Kevin Wilson’s breakout novel, The Family Fang, earned him recognition in the literary world and also landed a film adaptation starring Nicole Kidman and Jason Bateman. Not bad for a second book. But it does add some pressure to the follow-up. Wilson spent years writing a story about a different kind of family. In Perfect Little World, he brought his sharp literary prose to a story with a plot that sounds like sci-fi: a commune where you live with your children, but they don’t know who their parents are. It’s clear that the author’s obsession with family is something he’ll continue to explore. Perfect Little World feels fresh every step of the way, at once breezy and thought-provoking. I recently reached out to Wilson at his home in Tennessee. We spoke about the success of The Family Fang, not trying to copy it in Perfect Little World, what it’s like to have a book adapted, and much more.

Adam Vitcavage: The Family Fang came out in 2011. Did you expect it to get all the praise and success that eventually came?

Kevin Wilson: No, I think unless you’re an insane person, your expectations for a work of literary fiction are pretty low key. You just hope some people read it and it gets reviewed. If you spend two years in your basement writing a novel, it’s crazy to think its going to be a bestseller and people will make a movie out of it. That’s not reasonable.

I just hoped it would get good reviews and people would read it. I wasn’t prepared at all. I don’t think anybody was expecting the response it got.

Vitcavage: Did the response trickle out slowly or did you find yourself under a tidal wave of praise overnight?

Wilson: It got some pre-publication reviews, and that helped. Then The New York Times did a profile of me, and I think that was a really big thing. People knew about the book before it came out, which is not generally expected. It did well fairly quickly with minor success, but when the option got picked up for a movie, that’s what really helped. More people started to check it out. It had the initial bump of publicity and as that started to wain, the option came in and that set it off again. It was kind of just pure luck.

Vitcavage: Luck is a huge player in the literary world.
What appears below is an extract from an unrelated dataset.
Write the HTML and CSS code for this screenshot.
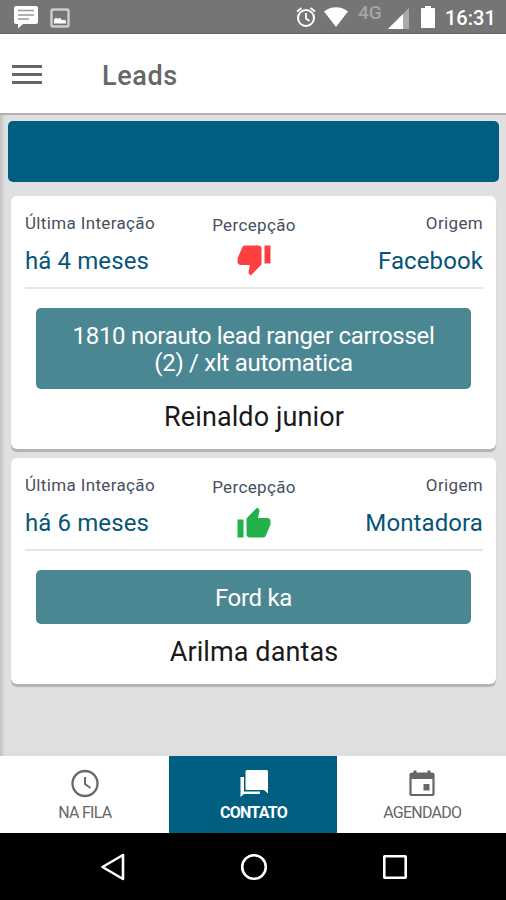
FILE: index.html
```html
<!DOCTYPE html>
<html lang="pt-BR">
<head>
    <meta charset="UTF-8">
    <meta name="viewport" content="width=device-width, initial-scale=1.0">
    <title>Leads</title>
    <link rel="stylesheet" href="styles.css">
</head>
<body>
    <!-- Status bar -->
    <div class="status-bar">
        <svg class="icon-message" width="24" height="24" viewBox="0 0 24 24">
            <path fill="#fff" d="M2 0h20a2 2 0 0 1 2 2v14a2 2 0 0 1-2 2H9l-5 4.500V18H2a2 2 0 0 1-2-2V2a2 2 0 0 1 2-2z"/>
            <path stroke="#999" stroke-width="1.3" d="M4 4.500h16M4 9h16M4 13h11"/>
        </svg>
        <svg class="icon-image" width="20" height="20" viewBox="0 0 20 20">
            <rect x="1.500" y="1.500" width="17" height="17" rx="1.500" fill="none" stroke="#ccc" stroke-width="2.500"/>
            <path fill="#fff" d="M4 15.500v-4l2-2 2 1.500 1.500-1.500 3 3 1.500-1 2 1.500v2.500z"/>
        </svg>
        <div class="status-right">
            <svg width="20" height="21" viewBox="0 0 20 21" fill="none" stroke="#fff">
                <circle cx="10" cy="12" r="8" stroke-width="2"/>
                <path stroke-width="1.800" d="M10 7v5.500l3.500 2.500M1 5.500L5.500 2M19 5.500L14.500 2"/>
            </svg>
            <svg class="icon-wifi" width="24" height="20" viewBox="0 0 24 20">
                <path fill="#fff" d="M0 4.500C7-1.300 17-1.300 24 4.500L12 20z"/>
            </svg>
            <span class="network">4G</span>
            <svg class="icon-signal" width="21" height="21" viewBox="0 0 21 21">
                <path fill="#aaa" d="M0 21L21 0v21z"/>
                <path fill="#fff" d="M0 21L15 6v15z"/>
            </svg>
            <svg class="icon-battery" width="14" height="22" viewBox="0 0 14 22">
                <path fill="#fff" d="M4 0h6v2h3a1 1 0 0 1 1 1v18a1 1 0 0 1-1 1H1a1 1 0 0 1-1-1V3a1 1 0 0 1 1-1h3z"/>
            </svg>
            <span class="time">16:31</span>
        </div>
    </div>

    <header class="header">
        <div class="menu-btn">
            <span></span>
            <span></span>
            <span></span>
        </div>
        <h1>Leads</h1>
    </header>

    <main class="content">
        <div class="banner"></div>

        <div class="card">
            <div class="card-info">
                <div class="info left">
                    <div class="label">Última Interação</div>
                    <div class="value">há 4 meses</div>
                </div>
                <div class="info middle">
                    <div class="label">Percepção</div>
                    <svg class="thumb thumb-down" width="36" height="36" viewBox="0 0 24 24">
                        <path d="M15 3H6c-.83 0-1.540.500-1.840 1.220l-3.020 7.050c-.09.230-.14.470-.14.730v2c0 1.100.9 2 2 2h6.310l-.95 4.570-.03.320c0 .410.170.790.440 1.060L9.830 23l6.590-6.590c.360-.36.580-.86.580-1.410V5c0-1.100-.9-2-2-2zm4 0v12h4V3h-4z"/>
                    </svg>
                </div>
                <div class="info right">
                    <div class="label">Origem</div>
                    <div class="value">Facebook</div>
                </div>
            </div>
            <div class="vehicle">1810 norauto lead ranger carrossel<br>(2) / xlt automatica</div>
            <div class="name">Reinaldo junior</div>
        </div>

        <div class="card">
            <div class="card-info">
                <div class="info left">
                    <div class="label">Última Interação</div>
                    <div class="value">há 6 meses</div>
                </div>
                <div class="info middle">
                    <div class="label">Percepção</div>
                    <svg class="thumb thumb-up" width="36" height="36" viewBox="0 0 24 24">
                        <path d="M1 21h4V9H1v12zm22-11c0-1.100-.9-2-2-2h-6.310l.95-4.570.03-.32c0-.41-.17-.79-.44-1.060L14.170 1 7.590 7.590C7.220 7.950 7 8.450 7 9v10c0 1.100.9 2 2 2h9c.83 0 1.540-.5 1.840-1.220l3.020-7.050c.09-.23.14-.47.14-.73v-2z"/>
                    </svg>
                </div>
                <div class="info right">
                    <div class="label">Origem</div>
                    <div class="value">Montadora</div>
                </div>
            </div>
            <div class="vehicle">Ford ka</div>
            <div class="name">Arilma dantas</div>
        </div>
    </main>

    <!-- Bottom tabs -->
    <nav class="tabs">
        <div class="tab">
            <svg width="32" height="32" viewBox="0 0 32 32" fill="none" stroke="#696969">
                <circle cx="16" cy="16.500" r="12.500" stroke-width="2.300"/>
                <path stroke-width="2" d="M16 10v7l5.500 4"/>
            </svg>
            <span>NA FILA</span>
        </div>
        <div class="tab active">
            <svg width="32" height="32" viewBox="0 0 32 32" fill="#fff">
                <path d="M9 3h19.500a1.500 1.500 0 0 1 1.500 1.500v22L26 23H9a1.500 1.500 0 0 1-1.500-1.500v-17A1.500 1.500 0 0 1 9 3z"/>
                <path d="M2.500 10H6v14.500h16V26a1 1 0 0 1-1 1H6l-3.500 3z"/>
            </svg>
            <span>CONTATO</span>
        </div>
        <div class="tab">
            <svg width="32" height="32" viewBox="0 0 32 32">
                <rect x="4.500" y="6.500" width="23" height="21.500" rx="1.500" fill="none" stroke="#666" stroke-width="2.200"/>
                <path fill="#666" d="M4 6h24v6H4zM7.500 3.500h3v4h-3zM21.500 3.500h3v4h-3zM17.500 17h6v6.500h-6z"/>
            </svg>
            <span>AGENDADO</span>
        </div>
    </nav>

    <!-- Android navigation -->
    <div class="system-nav">
        <svg width="28" height="28" viewBox="0 0 28 28"><path d="M24 2v24L3.500 14z"/></svg>
        <svg width="28" height="28" viewBox="0 0 28 28"><circle cx="14" cy="14" r="11.800"/></svg>
        <svg width="28" height="28" viewBox="0 0 28 28"><rect x="3.300" y="3.300" width="21.400" height="21.400" rx="0.500"/></svg>
    </div>
</body>
</html>
```

FILE: styles.css
```css
* {
    margin: 0;
    padding: 0;
    box-sizing: border-box;
}

body {
    font-family: Roboto, Arial, sans-serif;
    background: #e0e0e0;
    height: 900px;
    display: flex;
    flex-direction: column;
    overflow: hidden;
}

svg {
    display: block;
    flex-shrink: 0;
}

/* Status bar */
.status-bar {
    height: 34px;
    background: #757575;
    border-bottom: 1px solid #666;
    display: flex;
    align-items: flex-start;
    padding: 6px 10px 0 14px;
}

.icon-image {
    margin: 2px 0 0 12px;
}

.status-right {
    display: flex;
    margin-left: auto;
    color: #fff;
}

.icon-wifi {
    margin: 1px 0 0 8px;
}

.network {
    width: 25px;
    margin: -2px 0 0 10px;
    font-size: 19px;
    line-height: 18px;
    font-weight: 500;
    color: #a5a5a5;
}

.icon-signal {
    margin: 2px 0 0 5px;
}

.icon-battery {
    margin-left: 12px;
}

.time {
    width: 51px;
    margin-left: 10px;
    font-size: 20px;
    line-height: 24px;
    font-weight: 500;
}

/* Header */
.header {
    height: 79px;
    background: #fff;
    display: flex;
    align-items: center;
    padding: 2px 12px 0;
}

.menu-btn {
    width: 30px;
    display: flex;
    flex-direction: column;
    gap: 5px;
}

.menu-btn span {
    height: 3px;
    background: #666;
}

.header h1 {
    margin: 3px 0 0 60px;
    font-size: 27px;
    font-weight: 500;
    letter-spacing: 0.6px;
    color: #666;
}

/* Leads */
.content {
    flex: 1;
    padding: 6px 10px 0 11px;
    border-top: 2px solid #b0b0b0;
    box-shadow: inset 4px 0 4px -2px #bbb;
}

.banner {
    height: 61px;
    margin: 0 -3px 14px;
    background: #005f80;
    border-radius: 5px;
}

.card {
    background: #fff;
    border-radius: 6px;
    margin-bottom: 9px;
    padding: 0 13px 0 14px;
    height: 253px;
    box-shadow: 0 3px 1px #b3b3b3;
}

.card:last-child {
    height: 226px;
}

.card-info {
    height: 93px;
    padding-top: 17px;
    border-bottom: 2px solid #e6e6e6;
    display: flex;
}

.info {
    flex: 1;
}

.middle {
    display: flex;
    flex-direction: column;
    align-items: center;
    padding-top: 2px;
}

.right {
    text-align: right;
}

.label {
    font-size: 17px;
    line-height: 20px;
    letter-spacing: 0.35px;
    color: #46505f;
}

.value {
    margin-top: 13px;
    font-size: 24px;
    line-height: 31px;
    letter-spacing: 0.1px;
    color: #075578;
}

.thumb {
    margin-top: 6px;
}

.thumb-down {
    fill: #ff4040;
}

.thumb-up {
    margin-top: 9px;
    fill: #22b24c;
}

.vehicle {
    margin: 19px 12px 0 11px;
    padding: 15px 0 12px;
    border-radius: 5px;
    background: #4b8793;
    text-align: center;
    font-size: 24px;
    line-height: 27px;
    letter-spacing: -0.3px;
    color: #fff;
}

.name {
    margin-top: 12px;
    text-align: center;
    font-size: 27px;
    line-height: 32px;
    letter-spacing: 0.1px;
    color: #1a1a1a;
}

/* Bottom tabs */
.tabs {
    height: 77px;
    display: flex;
    background: #fff;
}

.tab {
    flex: 1;
    display: flex;
    flex-direction: column;
    align-items: center;
    padding: 11px 0 0 1px;
    font-size: 16px;
    line-height: 18px;
    letter-spacing: -0.75px;
    color: #666;
}

.tab span {
    margin-top: 5px;
}

.tab.active {
    background: #005f80;
    color: #fff;
    font-weight: 700;
}

/* Android navigation */
.system-nav {
    height: 67px;
    background: #000;
    display: flex;
    justify-content: center;
    align-items: center;
    gap: 113px;
    padding-left: 2px;
}

.system-nav svg {
    fill: none;
    stroke: #fff;
    stroke-width: 2.6;
    stroke-linejoin: round;
}
```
Wilson: I feel like it’s all luck. My students sometime ask if I dislike anything, because I have a pretty optimistic outlook of literature. I feel like there are so many things that get published and so many amazing writers that it’s impossible to understand why some books get popular and other books don’t. It’s a combination of talent and luck, more than anything else.

Vitcavage: It’s interesting you bring that up. One of the questions I jotted down was what makes modern fiction popular and what makes it good. So you feel it’s pretty much luck?

Wilson: Yeah. I think there are those moments where a book can kind of ride the momentum of current events or the zeitgeist. You can’t plan for that because the book is written so far in advance of the book coming out. You can’t jump on trends, but sometimes a book can do that and it’s just luck.

For instance, there are two books that came out this year. One is The Underground Railroad by Colson Whitehead and the other is Underground Airlines by Ben Winters. I think both of those books are just stunning. But who would have thought that within months there’d be two books that reimagine the Underground Railroad? That’s insane. How could you plan for it?

Vitcavage: I remember, when those books first came out, thinking they were the same book but that people kept confusing the title. It is very interesting. Speaking of planning, you obviously didn’t plan seriously for The Family Fang to become a movie, but what were your experiences with the adaptation?

Wilson: It was one of those things. Nicole Kidman’s production company liked the book and wanted to see if they could adapt it for the screen. I had no problems with that, I was stoked. They asked if I wanted to write the screenplay, but I had never done anything like that. I have friends who have had options on their books and the odds of it happening are so slim because so many things have to go right. I didn’t want to write a shitty script and all of a sudden kill the chances of the book becoming a movie. So I stepped away pretty quickly and they got Pulizter Prize-winning writer David Lindsay-Abaire to do the adaptation. I feel like they made the right choice.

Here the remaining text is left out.